The US national security spokesperson, John Kirby, said pointedly that a statement about a 21-day pause “wasn’t just drawn up in a vacuum. It was done after careful consultation, not only with the countries that signed on to it, but Israel itself”.

Instead of talking about a halt to hostilities, Netanyahu described an existential “seven-front” war against Hamas and its allies, from the Houthis in Yemen, to militias in Iraq and Syria, militants in the occupied West Bank and Hezbollah in Lebanon.

“My country is at war, fighting for its life,” he said, adding that he left Jerusalem reluctantly, to “set the record straight” in New York.

Nearly a year into a war that has reshaped politics in the region, his speech defiantly ignored those profound shifts.

He called for a “historic peace agreement” with Saudi Arabia, something that was on the table a year ago with strong backing from Washington. Now, though, Riyadh has ruled out normalisation without recognition of a Palestinian state, and its delegation did not hear Netanyahu’s proposal because they had left the room.

He also urged global action to stop Iran from acquiring nuclear weapons.

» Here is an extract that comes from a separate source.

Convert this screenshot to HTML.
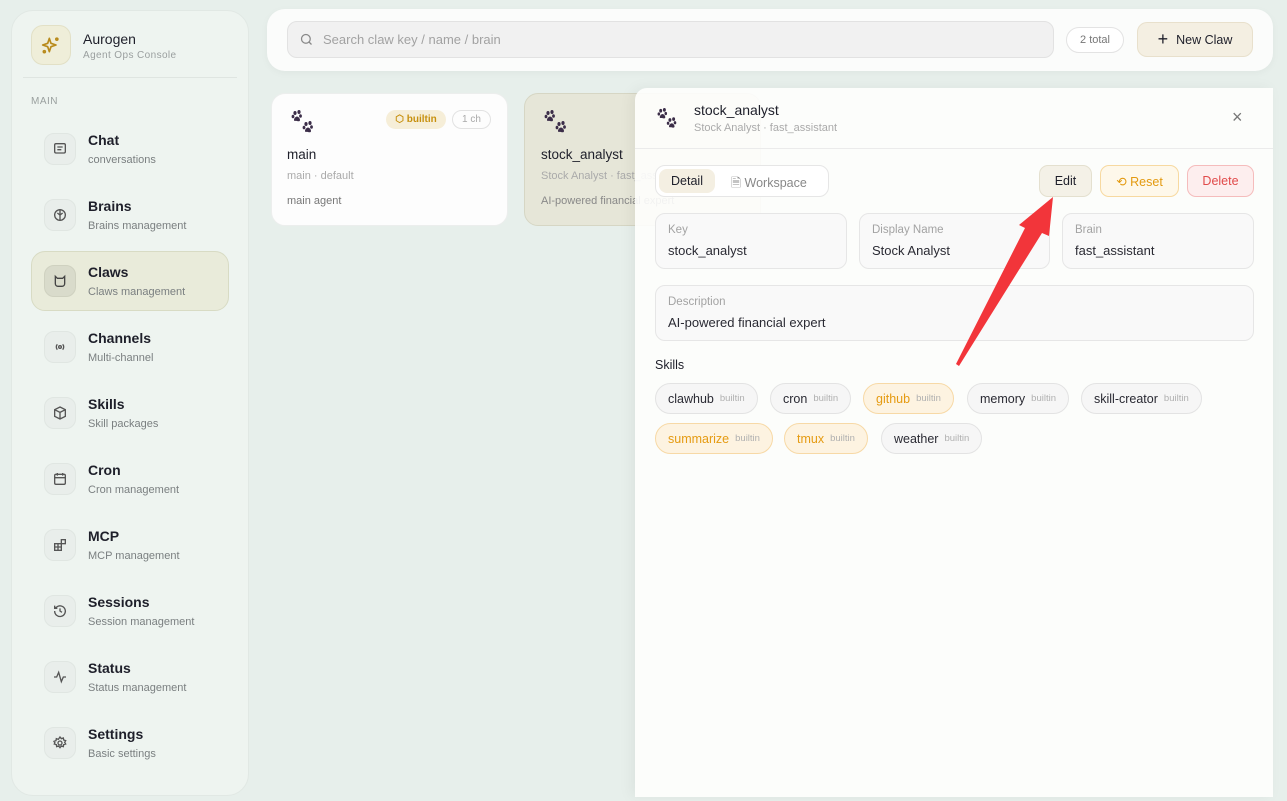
<!DOCTYPE html><html><head><style>
*{box-sizing:border-box;margin:0;padding:0}
body{width:1287px;height:801px;background:#e7efeb;font-family:"Liberation Sans",sans-serif;position:relative;overflow:hidden;color:#1e1f2a}
.a{position:absolute}
.side{left:11px;top:10px;width:238px;height:786px;background:#eef4f0;border:1px solid #e1e8e4;border-radius:22px}
.ib{position:absolute;width:32px;height:32px;border-radius:10px;background:#e9eeeb;border:1px solid #e0e6e2;display:flex;align-items:center;justify-content:center}
.nt{position:absolute;left:88px;font-size:14px;font-weight:bold;color:#1e1f2a}
.ns{position:absolute;left:88px;font-size:11px;color:#7a7f80}
.card{position:absolute;border-radius:14px;width:237px;height:133px;top:93px}
.chip{position:absolute;height:31px;border-radius:16px;border:1px solid #e3e3e3;background:#f6f6f6;font-size:12.5px;color:#2a2a33;padding:0 12px;display:flex;align-items:center;white-space:nowrap}
.chip small{font-size:9.5px;color:#b0b0b0;margin-left:6px}
.chip.o{background:#fdf3e1;border-color:#f7d9a6;color:#e59b12}
.fld{position:absolute;top:213px;height:56px;border:1px solid #e6e6e6;border-radius:10px;background:#f9f9f9;padding:10px 12px}
.fl{font-size:11.5px;color:#a3a3a3}
.fv{font-size:13px;color:#2a2a33;margin-top:7px}
.btn{position:absolute;top:165px;height:32px;border-radius:9px;font-size:12.5px;display:flex;align-items:center;justify-content:center}
</style></head><body>
<svg width="0" height="0" style="position:absolute"><defs><g id="paw" fill="#3b2d48"><ellipse cx="4" cy="3" rx="1.6" ry="2"/><ellipse cx="8" cy="2" rx="1.6" ry="2"/><ellipse cx="2" cy="6.5" rx="1.4" ry="1.8"/><ellipse cx="9.5" cy="6" rx="1.4" ry="1.8"/><path d="M3 10c0-2 2-3.5 3-3.5s3 1.5 3 3.5c0 1.5-1.5 1.5-3 1s-3 .5-3-1z"/></g></defs></svg>
<div class="a side"></div>
<div class="a" style="left:31px;top:25px;width:40px;height:40px;border-radius:12px;background:#efeed9;border:1px solid #e2e0c6;display:flex;align-items:center;justify-content:center"><svg width="20" height="20" viewBox="0 0 24 24" fill="none" stroke="#b88a1a" stroke-width="2" stroke-linejoin="round"><path d="M10 4 L12 10 L18 12 L12 14 L10 20 L8 14 L2 12 L8 10Z"/><circle cx="19" cy="5" r="1.2"/><circle cx="4" cy="20" r="1.2"/></svg></div>
<div class="a" style="left:83px;top:31px;font-size:14px;color:#1e1f2a">Aurogen</div>
<div class="a" style="left:83px;top:50px;font-size:10px;color:#9a9f9f;letter-spacing:.4px">Agent Ops Console</div>
<div class="a" style="left:23px;top:77px;width:214px;height:1px;background:#dfe5e1"></div>
<div class="a" style="left:31px;top:96px;font-size:10px;color:#9aa09f;letter-spacing:.5px">MAIN</div>
<div class="a" style="left:31px;top:251px;width:198px;height:60px;border-radius:14px;background:#e9ebda;border:1px solid #d8dbc4"></div>

<div class="ib" style="left:44px;top:133px"><svg width="16" height="16" viewBox="0 0 24 24" fill="none" stroke="#555" stroke-width="2"><rect x="4" y="4" width="16" height="14" rx="2"/><path d="M8 9h8M8 13h6"/></svg></div>
<div class="nt" style="top:132px">Chat</div><div class="ns" style="top:154px">conversations</div>
<div class="ib" style="left:44px;top:199px"><svg width="16" height="16" viewBox="0 0 24 24" fill="none" stroke="#555" stroke-width="2"><circle cx="12" cy="12" r="8"/><path d="M12 4v16M8 9l4 3 4-3"/></svg></div>
<div class="nt" style="top:198px">Brains</div><div class="ns" style="top:220px">Brains management</div>
<div class="ib" style="left:44px;top:265px;background:#d9dbcb;border-color:#cfd1c0"><svg width="16" height="16" viewBox="0 0 24 24" fill="none" stroke="#444" stroke-width="2"><path d="M5 5l3 3h8l3-3v11a4 4 0 0 1-4 4H9a4 4 0 0 1-4-4z"/></svg></div>
<div class="nt" style="top:264px">Claws</div><div class="ns" style="top:286px">Claws management</div>
<div class="ib" style="left:44px;top:331px"><svg width="16" height="16" viewBox="0 0 24 24" fill="none" stroke="#555" stroke-width="2"><circle cx="12" cy="12" r="2"/><path d="M8 8a6 6 0 0 0 0 8M16 8a6 6 0 0 1 0 8"/></svg></div>
<div class="nt" style="top:330px">Channels</div><div class="ns" style="top:352px">Multi-channel</div>
<div class="ib" style="left:44px;top:397px"><svg width="16" height="16" viewBox="0 0 24 24" fill="none" stroke="#555" stroke-width="2"><path d="M12 3l8 4v10l-8 4-8-4V7z M4 7l8 4 8-4M12 11v10"/></svg></div>
<div class="nt" style="top:396px">Skills</div><div class="ns" style="top:418px">Skill packages</div>
<div class="ib" style="left:44px;top:463px"><svg width="16" height="16" viewBox="0 0 24 24" fill="none" stroke="#555" stroke-width="2"><rect x="4" y="5" width="16" height="15" rx="2"/><path d="M4 10h16M8 3v4M16 3v4"/></svg></div>
<div class="nt" style="top:462px">Cron</div><div class="ns" style="top:484px">Cron management</div>
<div class="ib" style="left:44px;top:529px"><svg width="16" height="16" viewBox="0 0 24 24" fill="none" stroke="#555" stroke-width="2"><rect x="4" y="10" width="10" height="10"/><path d="M4 15h10M9 10v10"/><rect x="14" y="4" width="6" height="6"/></svg></div>
<div class="nt" style="top:528px">MCP</div><div class="ns" style="top:550px">MCP management</div>
<div class="ib" style="left:44px;top:595px"><svg width="16" height="16" viewBox="0 0 24 24" fill="none" stroke="#555" stroke-width="2"><path d="M4 12a8 8 0 1 0 3-6L4 8M4 4v4h4M12 8v4l3 2"/></svg></div>
<div class="nt" style="top:594px">Sessions</div><div class="ns" style="top:616px">Session management</div>
<div class="ib" style="left:44px;top:661px"><svg width="16" height="16" viewBox="0 0 24 24" fill="none" stroke="#555" stroke-width="2"><path d="M3 12h4l3-7 4 14 3-7h4"/></svg></div>
<div class="nt" style="top:660px">Status</div><div class="ns" style="top:682px">Status management</div>
<div class="ib" style="left:44px;top:727px"><svg width="16" height="16" viewBox="0 0 24 24" fill="none" stroke="#555" stroke-width="2"><circle cx="12" cy="12" r="3"/><path d="M12 3l2 2.5 3-1 .5 3 3 1-1.5 2.5 1.5 2.5-3 1-.5 3-3-1-2 2.5-2-2.5-3 1-.5-3-3-1L4.5 12 3 9.5l3-1 .5-3 3 1z"/></svg></div>
<div class="nt" style="top:726px">Settings</div><div class="ns" style="top:748px">Basic settings</div>

<div class="a" style="left:267px;top:9px;width:1006px;height:62px;background:#fbfcfb;border-radius:18px;box-shadow:0 2px 8px rgba(0,0,0,.04)"></div>
<div class="a" style="left:287px;top:21px;width:767px;height:37px;background:#f1f1f1;border:1px solid #e2e2e2;border-radius:10px"></div>
<svg class="a" style="left:299px;top:32px" width="15" height="15" viewBox="0 0 24 24" fill="none" stroke="#888" stroke-width="2"><circle cx="11" cy="11" r="7"/><path d="M16 16l4 4"/></svg>
<div class="a" style="left:323px;top:32px;font-size:13px;color:#a2a2a2">Search claw key / name / brain</div>
<div class="a" style="left:1066px;top:27px;width:58px;height:26px;border:1px solid #e3e3e3;border-radius:13px;background:#fff;font-size:11px;color:#777;text-align:center;line-height:24px">2 total</div>
<div class="a" style="left:1137px;top:22px;width:116px;height:35px;border:1px solid #e8e0cc;border-radius:10px;background:#f4efe2;font-size:12.5px;color:#1e1f2a;display:flex;align-items:center;justify-content:center;gap:8px"><span style="font-size:18px;font-weight:300">+</span>New Claw</div>

<div class="card" style="left:271px;background:#fdfdfd;border:1px solid #eceeed"></div>
<svg class="a" style="left:291px;top:110px" width="26" height="26" viewBox="0 0 26 26"><use href="#paw"/><use href="#paw" x="11" y="11" transform="translate(0,0)"/></svg>
<div class="a" style="left:386px;top:110px;width:60px;height:19px;border-radius:10px;background:#f6eed8;color:#c7900f;font-size:10px;font-weight:bold;line-height:19px;text-align:center">⬡ builtin</div>
<div class="a" style="left:452px;top:110px;width:39px;height:19px;border-radius:10px;border:1px solid #e2e2e2;color:#aaa;font-size:10px;line-height:17px;text-align:center">1 ch</div>
<div class="a" style="left:287px;top:147px;font-size:13.5px">main</div>
<div class="a" style="left:287px;top:170px;font-size:11px;color:#aaa">main · default</div>
<div class="a" style="left:287px;top:195px;font-size:11px;color:#777">main agent</div>

<div class="card" style="left:524px;background:#e6e6d8;border:1px solid #d6d6c4"></div>
<svg class="a" style="left:544px;top:110px" width="26" height="26" viewBox="0 0 26 26"><use href="#paw"/><use href="#paw" x="11" y="11"/></svg>
<div class="a" style="left:541px;top:147px;font-size:13.5px">stock_analyst</div>
<div class="a" style="left:541px;top:170px;font-size:11px;color:#aaa">Stock Analyst · fast_assistant</div>
<div class="a" style="left:541px;top:195px;font-size:11px;color:#888">AI-powered financial expert</div>

<div class="a" style="left:635px;top:88px;width:638px;height:709px;background:rgba(254,254,253,.9);border-radius:12px 0 0 0;box-shadow:-4px 0 14px rgba(0,0,0,.05)"></div>
<svg class="a" style="left:657px;top:108px" width="24" height="24" viewBox="0 0 26 26"><use href="#paw"/><use href="#paw" x="10" y="10"/></svg>
<div class="a" style="left:694px;top:102px;font-size:14px">stock_analyst</div>
<div class="a" style="left:694px;top:122px;font-size:11px;color:#aaa">Stock Analyst · fast_assistant</div>
<div class="a" style="left:1232px;top:107px;font-size:18px;color:#777;line-height:20px">×</div>
<div class="a" style="left:635px;top:148px;width:638px;height:1px;background:#ebebeb"></div>
<div class="a" style="left:655px;top:165px;width:174px;height:32px;border:1px solid #e6e6e6;border-radius:10px;background:#fff"></div>
<div class="a" style="left:659px;top:169px;width:56px;height:24px;border-radius:8px;background:#f4efe2;font-size:12.5px;line-height:24px;text-align:center">Detail</div>
<div class="a" style="left:731px;top:174px;font-size:12.5px;color:#888">🗎 Workspace</div>
<div class="btn" style="left:1039px;width:53px;background:#f4f1e7;border:1px solid #e4e0cf">Edit</div>
<div class="btn" style="left:1100px;width:79px;background:#fef8ea;border:1px solid #f7d9a0;color:#e39a10">⟲ Reset</div>
<div class="btn" style="left:1187px;width:67px;background:#fdeeee;border:1px solid #f5bcbc;color:#e14a4a">Delete</div>
<div class="fld" style="left:655px;width:192px"><div class="fl">Key</div><div class="fv">stock_analyst</div></div>
<div class="fld" style="left:859px;width:191px"><div class="fl">Display Name</div><div class="fv">Stock Analyst</div></div>
<div class="fld" style="left:1062px;width:192px"><div class="fl">Brain</div><div class="fv">fast_assistant</div></div>
<div class="fld" style="left:655px;top:285px;width:599px"><div class="fl">Description</div><div class="fv">AI-powered financial expert</div></div>
<div class="a" style="left:655px;top:358px;font-size:12.5px">Skills</div>
<div class="chip" style="left:655px;top:383px">clawhub<small>builtin</small></div>
<div class="chip" style="left:770px;top:383px">cron<small>builtin</small></div>
<div class="chip o" style="left:863px;top:383px">github<small>builtin</small></div>
<div class="chip" style="left:967px;top:383px">memory<small>builtin</small></div>
<div class="chip" style="left:1081px;top:383px">skill-creator<small>builtin</small></div>
<div class="chip o" style="left:655px;top:423px">summarize<small>builtin</small></div>
<div class="chip o" style="left:784px;top:423px">tmux<small>builtin</small></div>
<div class="chip" style="left:881px;top:423px">weather<small>builtin</small></div>

<svg class="a" style="left:0;top:0" width="1287" height="801"><polygon points="956,364 1025,228 1019,225 1053,197 1049,236 1042,233 959,366" fill="#f2353a"/></svg>
</body></html>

This has been a long-term US preoccupation, but frantic efforts to stave off a full-blown conventional conflict with Iran have forced nuclear concerns far down the diplomatic agenda.

Netanyahu said days of attacks on Israel at the United Nations were a reflection not on his country but on the international body, which he described as a “swamp of antisemitic bile”.

He also attacked the international criminal court’s request for arrest warrants for himself and the Israeli defence minister, Yoav Gallant, as “pure antisemitism”.

He ended with an awkward adaptation of two lines from the Welsh writer Dylan Thomas’ well-known poem about confronting inevitable death, using them to insist that Israel would outlast its enemies.

“To paraphrase a great poet: Israel will not go gentle into that good night, we will never need to rage against the dying of the light, because the torch of Israel will forever shine bright,” Netanyahu said.